At the time, communities affected by drugs had “begun to protest, take action themselves and to press Government for new, more effective policies. This also can be taken as an indicator of the growth of the problem”, notes the report, from 1996.

At the moment, there are 14 local task forces and 10 regional ones around the country. They are comprised of local stakeholders including local representatives, local youth services, voluntary drug agencies, Gardaí, and the HSE.

A 2012 review of drugs and alcohol task forces said they needed better oversight and governance structures. But, six years later, concerns about task forces are still popping up.

There are these missing annual reports for the South Inner City Drugs and Alcohol Task Force.

And, although Dublin city councillors usually have seats on the North Inner City Drugs and Alcohol Task Force (NICDATF), some have been refusing to take them – until the coordinator there comes in to talk to them about how it’s working.

“We simply want to ask him about his role and the work of the task force in the North Inner City,” says Social Democrats Councillor Gary Gannon.

“We’re dealing with questions on a weekly basis from families or people who are looking for information regarding treatment, or drug treatment centres and services and we’re wondering why that is not more readily available from the people who are paid to do that job,” he says.

Systems for Oversight

Available annual statements up to 2016 for the local and regional drugs and alcohol task forces can be viewed here, including those for the NICDATF – but not for the SICDATF.

The annual statements, says a Department of Health spokesperson, are meant to give an assessment of the work carried out by the task forces throughout the year, the outcomes of these projects, as well as “their broader strategic and coordinating work”.

The NICDATF’s annual statement for 2017, provided by the HSE, gives a profile of the drug usage in the area, along with emerging drug trends. It also shows drug offences in the area, as well as progress made in the implementing of the local drugs strategy and the profile of each of the projects funded by the NICDATF, with the number of people each is estimated to have engaged.

Each task force also needs to report to the Drugs Policy Unit on its expenditure twice yearly and to provide a final outturn of expenditure at the end of the financial year, says a Department of Health spokesperson.

They also need to submit a service-level agreement to the HSE Addiction Services, says Jennifer Clancy, coordinator of the Clondalkin Drugs and Alcohol Task Force.

“We need to have a Service Level Agreement for all of our funded projects, or actions, or programmes that’s held by the HSE on the partnership between the HSE, the Task Force and the funding agency, so whatever that organisation is,” says Clancy.

An FOI request to the HSE looking for the service-level agreements between the NICDATF and the HSE was refused on the grounds that “the records do not exist”.

It is unclear what the sanctions are for completing service level agreements, or submitting biannual financial statements or submitting annual returns.

Different Structures

Not all task forces are set up in the same way, says Clancy.

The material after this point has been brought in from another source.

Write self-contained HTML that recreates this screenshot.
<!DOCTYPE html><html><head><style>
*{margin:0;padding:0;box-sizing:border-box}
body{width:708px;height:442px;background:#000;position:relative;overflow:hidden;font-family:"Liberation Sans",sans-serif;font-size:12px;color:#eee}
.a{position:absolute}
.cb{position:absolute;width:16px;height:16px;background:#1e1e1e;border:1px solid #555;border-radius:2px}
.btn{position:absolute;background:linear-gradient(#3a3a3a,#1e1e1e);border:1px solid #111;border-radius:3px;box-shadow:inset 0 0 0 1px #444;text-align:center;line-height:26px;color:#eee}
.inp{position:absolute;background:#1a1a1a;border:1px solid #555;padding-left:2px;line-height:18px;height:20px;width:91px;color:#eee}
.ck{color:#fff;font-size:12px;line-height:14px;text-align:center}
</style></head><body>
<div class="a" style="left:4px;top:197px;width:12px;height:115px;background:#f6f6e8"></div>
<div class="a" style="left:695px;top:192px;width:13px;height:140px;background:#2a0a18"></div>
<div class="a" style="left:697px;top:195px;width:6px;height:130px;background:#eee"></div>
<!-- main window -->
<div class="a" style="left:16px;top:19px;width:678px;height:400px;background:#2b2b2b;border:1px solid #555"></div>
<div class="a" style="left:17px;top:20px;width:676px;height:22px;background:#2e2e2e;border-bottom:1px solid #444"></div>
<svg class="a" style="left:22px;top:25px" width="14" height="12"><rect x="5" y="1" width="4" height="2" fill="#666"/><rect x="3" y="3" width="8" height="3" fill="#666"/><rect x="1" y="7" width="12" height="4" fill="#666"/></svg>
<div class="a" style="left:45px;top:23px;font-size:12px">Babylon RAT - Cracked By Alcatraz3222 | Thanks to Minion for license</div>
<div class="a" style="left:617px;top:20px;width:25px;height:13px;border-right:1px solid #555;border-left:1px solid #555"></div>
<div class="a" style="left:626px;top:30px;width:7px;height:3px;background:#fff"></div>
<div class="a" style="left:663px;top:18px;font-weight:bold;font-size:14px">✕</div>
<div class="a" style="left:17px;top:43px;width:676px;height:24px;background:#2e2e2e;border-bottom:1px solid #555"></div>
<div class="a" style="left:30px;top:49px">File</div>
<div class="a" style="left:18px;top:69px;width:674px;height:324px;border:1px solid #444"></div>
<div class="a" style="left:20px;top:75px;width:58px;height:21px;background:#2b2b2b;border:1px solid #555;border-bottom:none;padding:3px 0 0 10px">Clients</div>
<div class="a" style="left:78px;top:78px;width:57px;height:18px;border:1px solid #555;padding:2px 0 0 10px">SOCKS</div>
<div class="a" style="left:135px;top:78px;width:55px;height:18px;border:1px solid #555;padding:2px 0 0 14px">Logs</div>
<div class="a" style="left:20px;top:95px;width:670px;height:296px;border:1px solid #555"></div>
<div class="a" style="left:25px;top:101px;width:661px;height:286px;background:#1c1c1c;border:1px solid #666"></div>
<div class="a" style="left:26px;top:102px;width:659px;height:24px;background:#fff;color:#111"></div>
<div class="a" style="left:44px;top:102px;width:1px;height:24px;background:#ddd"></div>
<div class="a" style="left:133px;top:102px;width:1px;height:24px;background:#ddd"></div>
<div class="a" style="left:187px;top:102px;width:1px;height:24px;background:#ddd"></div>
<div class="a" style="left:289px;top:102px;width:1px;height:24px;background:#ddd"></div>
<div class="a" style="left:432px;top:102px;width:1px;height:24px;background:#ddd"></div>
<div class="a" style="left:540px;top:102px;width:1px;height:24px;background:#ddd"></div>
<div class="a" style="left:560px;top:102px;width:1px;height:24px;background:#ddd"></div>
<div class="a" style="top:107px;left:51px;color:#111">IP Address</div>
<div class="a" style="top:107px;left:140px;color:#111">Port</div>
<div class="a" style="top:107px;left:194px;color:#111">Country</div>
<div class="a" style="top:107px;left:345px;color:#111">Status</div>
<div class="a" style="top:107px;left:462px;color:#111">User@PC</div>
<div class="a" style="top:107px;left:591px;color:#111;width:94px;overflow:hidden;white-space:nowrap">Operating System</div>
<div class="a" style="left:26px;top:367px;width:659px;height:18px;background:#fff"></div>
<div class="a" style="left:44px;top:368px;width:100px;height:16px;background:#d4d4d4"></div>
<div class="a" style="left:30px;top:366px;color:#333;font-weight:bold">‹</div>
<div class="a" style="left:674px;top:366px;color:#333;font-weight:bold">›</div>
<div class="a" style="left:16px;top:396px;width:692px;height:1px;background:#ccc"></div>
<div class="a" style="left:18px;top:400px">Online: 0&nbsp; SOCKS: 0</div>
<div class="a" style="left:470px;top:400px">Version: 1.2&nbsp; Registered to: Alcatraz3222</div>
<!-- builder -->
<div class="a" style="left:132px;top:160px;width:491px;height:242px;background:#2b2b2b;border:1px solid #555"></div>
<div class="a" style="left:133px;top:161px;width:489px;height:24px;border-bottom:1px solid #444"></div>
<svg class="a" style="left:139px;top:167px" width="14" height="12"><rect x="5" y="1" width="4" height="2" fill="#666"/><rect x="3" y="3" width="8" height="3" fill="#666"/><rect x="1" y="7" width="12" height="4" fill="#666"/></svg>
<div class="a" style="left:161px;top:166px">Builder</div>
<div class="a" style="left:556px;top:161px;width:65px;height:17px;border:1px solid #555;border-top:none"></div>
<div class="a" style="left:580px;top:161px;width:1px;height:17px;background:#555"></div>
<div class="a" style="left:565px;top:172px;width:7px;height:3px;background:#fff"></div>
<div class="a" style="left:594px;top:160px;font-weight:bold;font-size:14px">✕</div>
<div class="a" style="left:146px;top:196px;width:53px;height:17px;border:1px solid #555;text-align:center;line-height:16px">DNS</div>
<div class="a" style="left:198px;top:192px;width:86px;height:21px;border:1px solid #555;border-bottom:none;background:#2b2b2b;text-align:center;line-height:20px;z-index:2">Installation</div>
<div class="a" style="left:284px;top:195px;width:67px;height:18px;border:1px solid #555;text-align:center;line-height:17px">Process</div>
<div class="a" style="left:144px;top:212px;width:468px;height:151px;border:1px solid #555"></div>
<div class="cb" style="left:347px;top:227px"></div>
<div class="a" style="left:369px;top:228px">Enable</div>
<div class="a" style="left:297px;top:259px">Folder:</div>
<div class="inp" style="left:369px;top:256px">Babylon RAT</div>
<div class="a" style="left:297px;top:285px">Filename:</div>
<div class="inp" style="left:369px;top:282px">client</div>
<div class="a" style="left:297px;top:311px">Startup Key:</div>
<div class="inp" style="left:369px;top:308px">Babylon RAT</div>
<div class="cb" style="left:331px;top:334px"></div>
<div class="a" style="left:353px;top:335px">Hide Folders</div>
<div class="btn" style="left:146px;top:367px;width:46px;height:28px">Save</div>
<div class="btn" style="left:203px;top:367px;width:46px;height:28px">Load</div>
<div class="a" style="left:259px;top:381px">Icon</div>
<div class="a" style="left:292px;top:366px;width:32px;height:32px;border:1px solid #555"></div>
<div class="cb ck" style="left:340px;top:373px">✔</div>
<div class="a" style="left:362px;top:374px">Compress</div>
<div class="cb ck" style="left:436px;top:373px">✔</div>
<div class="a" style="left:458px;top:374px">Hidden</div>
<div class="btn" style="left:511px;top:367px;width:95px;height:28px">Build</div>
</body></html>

The drugs and alcohol task forces of Clondalkin, Tallaght and Dún Laoighaire-Rathdown are separate legal entities, says Clancy, and therefore can appoint their own coordinators.

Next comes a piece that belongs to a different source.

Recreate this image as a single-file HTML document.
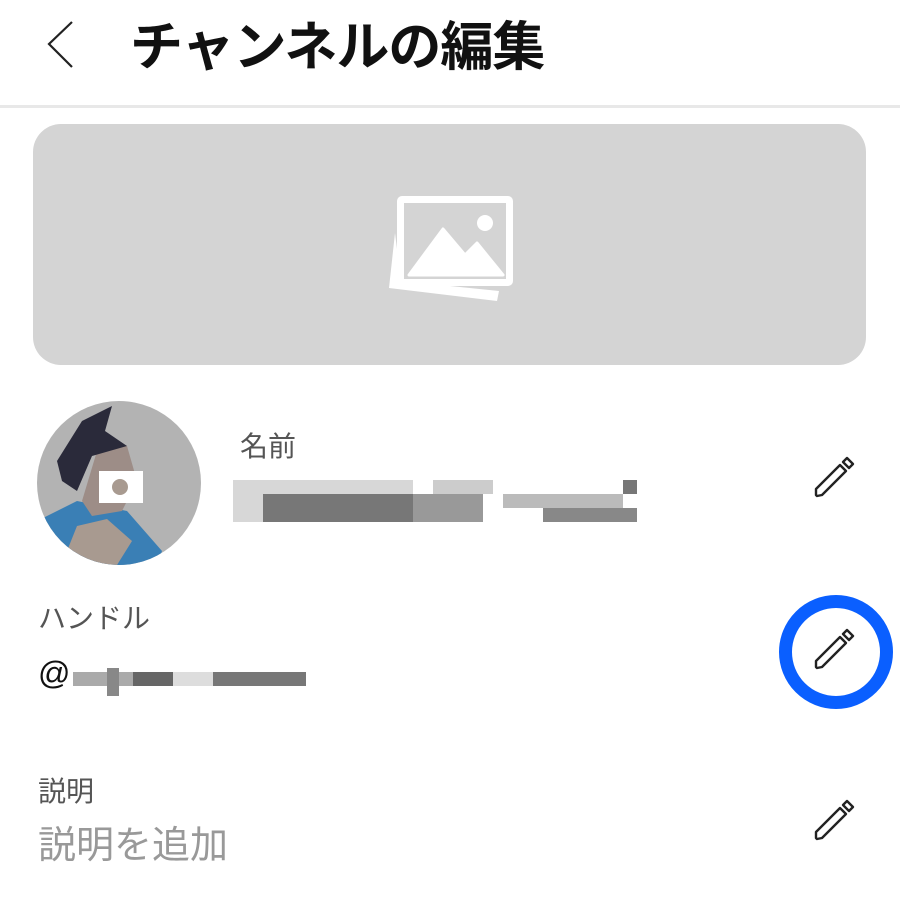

“There are twenty-four task forces … twenty-one of them are led by a HSE-employed coordinator. They report then to the Department of Health and the HSE,” says Clancy.

The coordinator, according to the 2009-2016 National Drugs Strategy, is supposed to be the principal point of contact between the Office of the Minister for Drugs and local task forces.

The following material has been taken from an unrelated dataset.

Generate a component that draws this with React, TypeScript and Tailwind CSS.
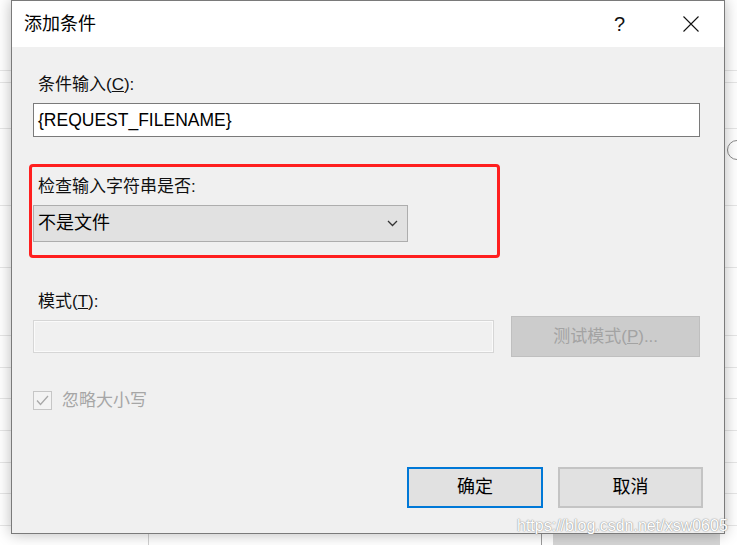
const cjk = "font-['Liberation_Sans','Noto_Sans_CJK_SC',sans-serif]";

function Chevron() {
  return (
    <svg width="11" height="7" viewBox="0 0 11 7" className="text-[#333]">
      <polyline points="1,1 5.5,5.5 10,1" fill="none" stroke="currentColor" strokeWidth="1.3" />
    </svg>
  );
}

function Backdrop() {
  const rows = [70, 82, 128, 205, 267, 335, 367, 398, 430, 462, 493, 525];
  return (
    <div className="absolute inset-0">
      {rows.map((y) => (
        <div key={y} className="absolute left-0 right-0 h-px bg-[#e6e6e6]" style={{ top: y }} />
      ))}
      <div className="absolute top-[533px] bottom-0 left-[148px] w-px bg-[#d0d0d0]" />
      <div className="absolute top-[533px] bottom-0 left-[541px] w-px bg-[#9a9a9a]" />
      <div className="absolute top-[534px] bottom-0 left-[553px] w-[167px] bg-[#d6d6d6]" />
      <div className="absolute top-[140px] left-[727px] w-[20px] h-[20px] rounded-full border border-[#8a8a8a]" />
    </div>
  );
}

export default function App() {
  return (
    <div className={`relative w-[737px] h-[545px] overflow-hidden bg-white ${cjk}`}>
      <Backdrop />

      <div className="absolute left-[11px] top-0 w-[714px] h-[534px] border border-[#7a7a7a] bg-[#f0f0f0] flex flex-col shadow-[0_0_14px_rgba(0,0,0,0.28)]">
        {/* title bar */}
        <div className="h-[46px] bg-white flex items-center pl-[12px] pr-[25px]">
          <span className="text-[18px] text-black leading-none">添加条件</span>
          <span className="ml-auto text-[20px] font-light text-[#111] leading-none">?</span>
          <svg width="16" height="16" viewBox="0 0 16 16" className="ml-[58px]">
            <path d="M0.5 0.5 L15.5 15.5 M15.5 0.5 L0.5 15.5" stroke="#111" strokeWidth="1.1" />
          </svg>
        </div>

        {/* body */}
        <div className="flex-1 flex flex-col pl-[21px] pr-[24px] pb-[25px]">
          <div className="mt-[26px] pl-[5px] text-[17px] leading-[24px] text-[#111]">
            条件输入(<u>C</u>):
          </div>
          <div className="mt-[6px] h-[34px] bg-white border border-[#7a7a7a] flex items-center pl-[4px] text-[17.5px] text-black">
            {"{REQUEST_FILENAME}"}
          </div>

          <div className="mt-[27px] -ml-[4px] w-[471px] border-[3px] border-[#ff1f1f] rounded-[4px] pl-[1px] pt-[8px] pb-[13px]">
            <div className="pl-[5px] text-[17px] leading-[24px] text-[#111]">检查输入字符串是否:</div>
            <div className="mt-[6px] w-[375px] h-[37px] bg-[#e1e1e1] border border-[#adadad] flex items-center pl-[4px] pr-[9px]">
              <span className="text-[18px] text-black">不是文件</span>
              <span className="ml-auto">
                <Chevron />
              </span>
            </div>
          </div>

          <div className="mt-[32px] pl-[5px] text-[17px] leading-[24px] text-[#111]">
            模式(<u>T</u>):
          </div>
          <div className="mt-[2px] flex items-center gap-[17px]">
            <div className="w-[462px] h-[33px] border border-[#d6d6d6] shadow-[inset_0_0_0_1px_#fafafa] bg-[#f0f0f0]" />
            <div className="w-[189px] h-[41px] bg-[#cccccc] border border-[#bfbfbf] flex items-center justify-center text-[17px] text-[#a3a3a3]">
              测试模式(<u>P</u>)...
            </div>
          </div>

          <div className="mt-[31px] flex items-center gap-[10px]">
            <div className="w-[19px] h-[19px] border border-[#c6c6c6] bg-[#f3f3f3] flex items-center justify-center">
              <svg width="13" height="11" viewBox="0 0 13 11">
                <polyline points="1,5.5 4.5,9.5 12,1" fill="none" stroke="#a8a8a8" strokeWidth="1.3" />
              </svg>
            </div>
            <span className="text-[17px] text-[#a6a6a6]">忽略大小写</span>
          </div>

          <div className="mt-auto flex justify-end gap-[15px] -mr-[3px]">
            <div className="w-[136px] h-[41px] bg-[#e1e1e1] border-2 border-[#0078d7] flex items-center justify-center text-[18px] text-black">
              确定
            </div>
            <div className="w-[145px] h-[41px] bg-[#e1e1e1] border-2 border-[#c4c4c4] flex items-center justify-center text-[18px] text-black">
              取消
            </div>
          </div>
        </div>
      </div>

      <div className="absolute left-[517px] top-[514px] font-['Liberation_Sans',sans-serif] text-[16px] text-white [text-shadow:0_0_1.5px_#8c8c8c,0_0_1px_#9a9a9a]">
        https://blog.csdn.net/xsw0605
      </div>
    </div>
  );
}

“When our last coordinator retired,” said Lacey, chair of the SICDATF, “we weren’t a top priority for the HSE. We just couldn’t get anybody until about nine months ago.”

They couldn’t get approval from the department to hire a coordinator, said Lacey. (The HSE did not respond to a query about this.)

Says Lacey: “It was something we fought for for a long time. For us it was a problem because we only had staff member and we had no one to step up to the task.”

That meant that for 2016 and 2017 no annual statements were submitted to Office of Minister for Drugs.

Furthermore, the website for the task force is not working, and the phone number is out of service.

Lacey says that the site is currently being changed to a different hosting company but wasn’t aware that the number was out of service.

“The Task Force is an ad-hoc voluntary group but we have been putting a bit of effort in the last six months into streamlining our old operations,” says Lacey.

The Task Force Review

In the new National Drugs Strategy, “Reducing Harm, Supporting Recovery 2017-2025”, a new oversight committee was introduced to replace old National Coordinating Committee of Drugs and Alcohol Task Forces.

“The oversight committee is made up of senior departmental and agency reps,” says Hugh Greaves, coordinator of the Ballymun Task Force, who also sits on the committee.

“Their job is to oversee the implementation of the national drugs strategy as a whole,” says Greaves. “The rollout of all those actions is governed by the National Oversight Committee. Then there’s a thing called the Standing Sub-committee for Drugs and Alcohol Task Forces so that oversees and supports the implementation of the national drugs strategy through the local and regional drugs task forces.”

The subcommittee’s role is primarily to ensure that local and regional task forces implement the National Drugs Strategy, but it is also there to “ensure good governance and accountability by all partners involved in the delivery of the Strategy”, says Greaves.

One of the long-overdue promises from the 2012 review of the task forces was to introduce performance indicators. That has been delayed, says Greaves, due to the sudden death of Trutz Haase in 2018, the consultant responsible for “formulating the whole performance reporting system”.

The reporting system, says Greaves, was supposed to look at whether “the resources are going to the right places. It was a much more macro-thing. It wasn’t really about performance it was more about were the resources going to the right areas.”

Last year, the Minister for Drugs, Fine Gael TD Catherine Byrne, set up a working group for a review of the drugs and alcohol task forces’ handbook.

Lacey says he will be retiring from his position as chair of the South Inner City Drugs and Alcohol Task Force in the next couple of months.

He has served in the position for the past seven years, despite government policy recommending that no one spend more than three years in the post, “in the interests of good governance”.

“To be honest with you,” he says, “I’ve been trying to find a new chair for quite a while. You see there are people who are able but they don’t have the time, and then there’s people that have the time but are not able.”